## [PROBLEM TO WORK ON]
Pick out the lines below that include the string "components".

## [DATASET EXCERPT]
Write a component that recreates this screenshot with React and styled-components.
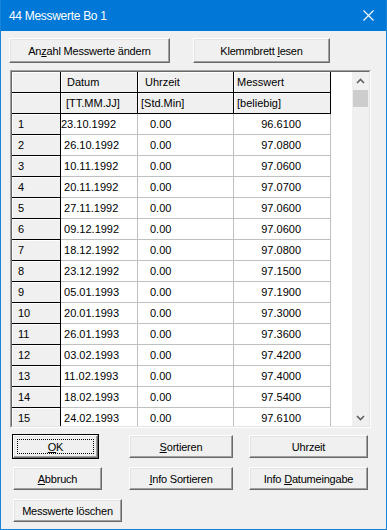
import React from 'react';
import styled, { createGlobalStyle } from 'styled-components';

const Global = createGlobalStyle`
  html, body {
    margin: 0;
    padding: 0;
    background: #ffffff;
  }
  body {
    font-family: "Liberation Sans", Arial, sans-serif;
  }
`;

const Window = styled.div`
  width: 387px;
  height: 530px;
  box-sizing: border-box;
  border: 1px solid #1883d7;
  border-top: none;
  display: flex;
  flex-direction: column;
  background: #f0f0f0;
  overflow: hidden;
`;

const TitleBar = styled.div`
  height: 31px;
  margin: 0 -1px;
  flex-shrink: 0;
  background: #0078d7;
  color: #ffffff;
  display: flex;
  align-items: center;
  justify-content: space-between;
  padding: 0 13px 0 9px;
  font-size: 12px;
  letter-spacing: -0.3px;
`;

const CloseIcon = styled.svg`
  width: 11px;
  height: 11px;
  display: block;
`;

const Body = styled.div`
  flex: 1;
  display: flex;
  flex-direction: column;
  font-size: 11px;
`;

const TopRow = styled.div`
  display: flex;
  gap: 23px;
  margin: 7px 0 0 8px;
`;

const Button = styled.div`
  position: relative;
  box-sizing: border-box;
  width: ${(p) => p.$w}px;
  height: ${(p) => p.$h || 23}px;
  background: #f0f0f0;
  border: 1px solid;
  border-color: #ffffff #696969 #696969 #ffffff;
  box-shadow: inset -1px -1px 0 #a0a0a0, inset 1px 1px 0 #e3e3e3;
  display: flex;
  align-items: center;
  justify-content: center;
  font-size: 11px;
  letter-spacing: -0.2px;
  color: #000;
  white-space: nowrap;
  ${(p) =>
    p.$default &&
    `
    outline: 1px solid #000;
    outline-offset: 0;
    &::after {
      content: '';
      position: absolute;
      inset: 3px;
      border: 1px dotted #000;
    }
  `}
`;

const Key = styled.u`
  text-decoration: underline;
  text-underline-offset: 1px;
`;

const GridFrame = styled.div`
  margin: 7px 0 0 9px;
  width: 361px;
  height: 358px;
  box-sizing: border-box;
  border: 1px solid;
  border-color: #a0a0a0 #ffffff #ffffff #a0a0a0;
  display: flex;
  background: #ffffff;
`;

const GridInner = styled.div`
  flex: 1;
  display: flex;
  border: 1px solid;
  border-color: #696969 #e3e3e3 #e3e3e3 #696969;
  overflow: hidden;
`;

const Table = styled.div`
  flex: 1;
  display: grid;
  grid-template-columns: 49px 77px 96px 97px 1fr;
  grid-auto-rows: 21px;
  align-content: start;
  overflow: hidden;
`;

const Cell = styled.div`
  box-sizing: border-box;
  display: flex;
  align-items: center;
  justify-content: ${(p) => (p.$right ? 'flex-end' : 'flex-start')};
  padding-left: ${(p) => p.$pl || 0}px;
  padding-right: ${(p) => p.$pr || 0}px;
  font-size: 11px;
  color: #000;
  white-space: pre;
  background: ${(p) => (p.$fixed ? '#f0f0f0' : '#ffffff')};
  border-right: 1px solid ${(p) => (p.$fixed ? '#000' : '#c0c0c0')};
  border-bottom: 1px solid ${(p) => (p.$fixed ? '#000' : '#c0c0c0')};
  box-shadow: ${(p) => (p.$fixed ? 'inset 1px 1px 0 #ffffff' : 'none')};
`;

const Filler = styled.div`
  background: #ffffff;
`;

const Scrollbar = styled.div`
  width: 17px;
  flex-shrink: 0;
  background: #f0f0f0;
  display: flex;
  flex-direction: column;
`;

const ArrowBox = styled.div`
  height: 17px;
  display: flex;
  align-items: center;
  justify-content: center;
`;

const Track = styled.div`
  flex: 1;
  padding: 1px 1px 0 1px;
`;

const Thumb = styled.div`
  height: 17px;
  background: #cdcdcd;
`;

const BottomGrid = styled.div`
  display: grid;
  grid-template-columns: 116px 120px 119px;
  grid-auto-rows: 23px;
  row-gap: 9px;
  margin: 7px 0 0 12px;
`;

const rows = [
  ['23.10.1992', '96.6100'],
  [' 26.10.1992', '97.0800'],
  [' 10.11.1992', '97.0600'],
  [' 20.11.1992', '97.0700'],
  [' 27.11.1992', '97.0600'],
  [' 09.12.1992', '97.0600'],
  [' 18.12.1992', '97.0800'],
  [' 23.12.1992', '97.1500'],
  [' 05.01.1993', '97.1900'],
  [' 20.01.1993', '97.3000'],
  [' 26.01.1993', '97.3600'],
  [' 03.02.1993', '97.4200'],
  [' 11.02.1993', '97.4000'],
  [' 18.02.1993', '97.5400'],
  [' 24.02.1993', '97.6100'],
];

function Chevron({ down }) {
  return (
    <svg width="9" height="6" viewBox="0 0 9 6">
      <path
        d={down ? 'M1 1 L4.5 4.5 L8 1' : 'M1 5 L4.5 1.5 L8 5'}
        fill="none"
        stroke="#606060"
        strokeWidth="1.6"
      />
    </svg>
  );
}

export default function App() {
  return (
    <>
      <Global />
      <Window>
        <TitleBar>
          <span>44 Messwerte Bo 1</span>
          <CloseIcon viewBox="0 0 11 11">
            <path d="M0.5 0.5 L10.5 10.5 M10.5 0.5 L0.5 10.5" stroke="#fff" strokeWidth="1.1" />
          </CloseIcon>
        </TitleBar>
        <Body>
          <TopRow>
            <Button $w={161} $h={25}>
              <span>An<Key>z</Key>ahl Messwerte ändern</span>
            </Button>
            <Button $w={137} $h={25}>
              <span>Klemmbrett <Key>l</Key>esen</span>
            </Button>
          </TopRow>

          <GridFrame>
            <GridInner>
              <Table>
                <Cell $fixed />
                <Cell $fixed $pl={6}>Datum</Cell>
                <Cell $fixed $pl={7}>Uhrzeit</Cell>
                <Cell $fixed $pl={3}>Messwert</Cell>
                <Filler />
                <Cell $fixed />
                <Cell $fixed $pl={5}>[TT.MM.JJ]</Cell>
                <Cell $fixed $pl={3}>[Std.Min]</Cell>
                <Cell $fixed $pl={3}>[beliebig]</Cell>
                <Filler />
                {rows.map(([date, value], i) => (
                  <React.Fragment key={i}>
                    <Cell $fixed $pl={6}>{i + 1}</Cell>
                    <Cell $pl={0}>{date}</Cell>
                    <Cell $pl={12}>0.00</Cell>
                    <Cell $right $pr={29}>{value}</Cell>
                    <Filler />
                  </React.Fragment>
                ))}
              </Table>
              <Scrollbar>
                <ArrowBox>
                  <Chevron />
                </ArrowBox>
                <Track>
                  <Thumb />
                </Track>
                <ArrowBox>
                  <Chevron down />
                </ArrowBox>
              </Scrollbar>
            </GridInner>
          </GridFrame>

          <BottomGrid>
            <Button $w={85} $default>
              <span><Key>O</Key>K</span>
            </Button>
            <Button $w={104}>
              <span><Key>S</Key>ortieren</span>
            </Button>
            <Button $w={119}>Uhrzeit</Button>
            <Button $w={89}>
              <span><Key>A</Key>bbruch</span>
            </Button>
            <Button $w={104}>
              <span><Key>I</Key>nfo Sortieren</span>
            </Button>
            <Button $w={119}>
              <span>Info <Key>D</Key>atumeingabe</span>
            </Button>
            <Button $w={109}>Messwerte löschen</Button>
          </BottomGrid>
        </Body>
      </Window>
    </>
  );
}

## [FINAL RESULT]
Write a component that recreates this screenshot with React and styled-components.
import styled, { createGlobalStyle } from 'styled-components';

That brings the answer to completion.